15 Aralık 2012 Cumartesi

Espriler Ve Bilinçdışı İle İlişkileri




Ünlü psikolog, üzerinde çok fazla  ( psikoloji alanında ) çalışma yapılmamış bir konuya el atmış bu kitabında. Gülünçlüğün doğası ve esprinin kökenlerini inceleyen filozofların çıkarımlarını irdeleyerek başlamış metnine, kelime çakışmalarıyla (  örneğin : alcoholidays ) devam etmiş. Tezatlar ve ses benzeşimleriyle oluşan espri temalarına değinmiş ve kelime birleşimlerinin sadece rüya görürken değil uyanıkken kullanıldığı tek durumun espri yapmak olduğu çıkarımını yapmış.

Espri oluşum şemalarını incelerken daha çok yergi örneklemleri üzerinden giden yazar, kelime oyunlarını yüceltirken linguistik açılımlarını yapmaya özen göstermiş. Yahudi olmasına rağmen hassas davranmamış ve bolca Yahudi esprisine yer vermiş kitabında. Mizahın önemine dikkat çekmek istediği bir eserde alıngan davranmaması hoş bir detay olarak göze çarpıyor.
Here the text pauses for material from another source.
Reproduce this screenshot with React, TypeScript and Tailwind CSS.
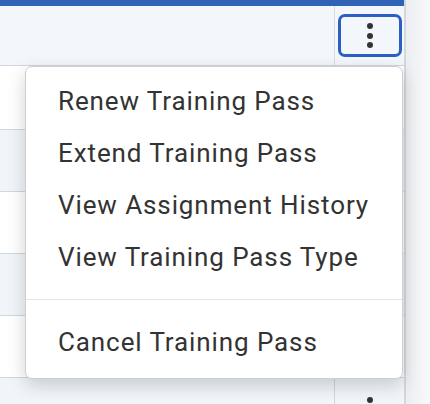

Einstein'a yazacağı ünlü "Neden Savaş?" mektubunda kullanacağı göndermeleri ilk kez bu kitabında görüyoruz. esprilerin bazılarının ( kasıtlı espri olarak sınıflandırdığı ) bastırılan itkilerin sosyal ortamlarda kabul görecekleri bir makyaj yardımıyla açık ifadesi olduğunu belirten yazar, şakaların genelde ciddi mesajların sulandırılmış halleri olduğunu savunmuş ve bir sanat dalı olarak görülmesi gerektiğini belirtmiş.

Çok güçlü ahlak ve sosyal baskı eleştirilerine yer verirken elitizme saldırmaktan da geri kalmamış. tanrı ve din sorgusunu da eleştirileri arasına katan yazar,Esprilerin hiçbir zaman kasıtsız olmadığını savunmuş. esprileri ( insan yaşamına kıyasla ) kısa ömürlü olduğunu belirtmiş ve güncel olaylar ve değişen ilgi alanlarıyla uyumlu olarak yeniden icat edilmeleri gerektiğini savunmış. Düşünce ve sözcüklerle oynamanın esprinin ilk aşaması olduğunu, şakanın kendisinin ise son evresi olduğunu ifade etmiş. Espri ve rüyayı bilinçdışına bağlarken " Rüyaların Yorumu" nu özetlemiş ve kitabındaki eleştirilen, kabul görmeyen kuramlarını savunmuş.

Gülünç'ü ve espriyi birbirinden tamamen ayıran yazar, esprinin gülünce bilinçdışından yapılan bir yardım olduğunu ifade etmiş. içimizdeki çocuğu her bulduğumuzda güldüğümüzü belirtip, çocukların safça kelime oyunlarının ve linguistik yanlış algıların espri olarak kabul edilmesi gerektiğini savunmuş. Gülmenin fizyolojisinden veya filogenetik kökenlerinden bahsetmemiş, çünkü o dönemde bu tarz bilgiler mevcut değildi. Gülmenin fizyolojisi zaten mekanik olarak incelenmiş bir konu olduğundan sadece espri oluşum şemaları anlam ve amaçları üzerinde durmuş. Mizahi algıyı ruh ekonomisine dayandıran yazar, metnini doyurucu bir sonla kapatmış.

Yabancı dillerdeki referans ve dönem koşullarının açıklamaları, kelime oyunlarını dipnot olarak verilmesi okumanın bolca kesilmesine neden olmakla beraber bu bilgilerin verilmemesi durumunda çok kuru ve anlam yoksunu bir kitap olacağını da belirtmeliyim. Çevirmen kelime oyunlarına hakimiyetiyle alkış alıyor. Belirttiğim üzere akıcı bir okuma sunmuyor ancak mesleki jargonun azlığı ve son derece ilginç fikirlerin sunulduğu bir kitap olduğu için öneriyorum. Başka incelemelerde görüşmek üzere.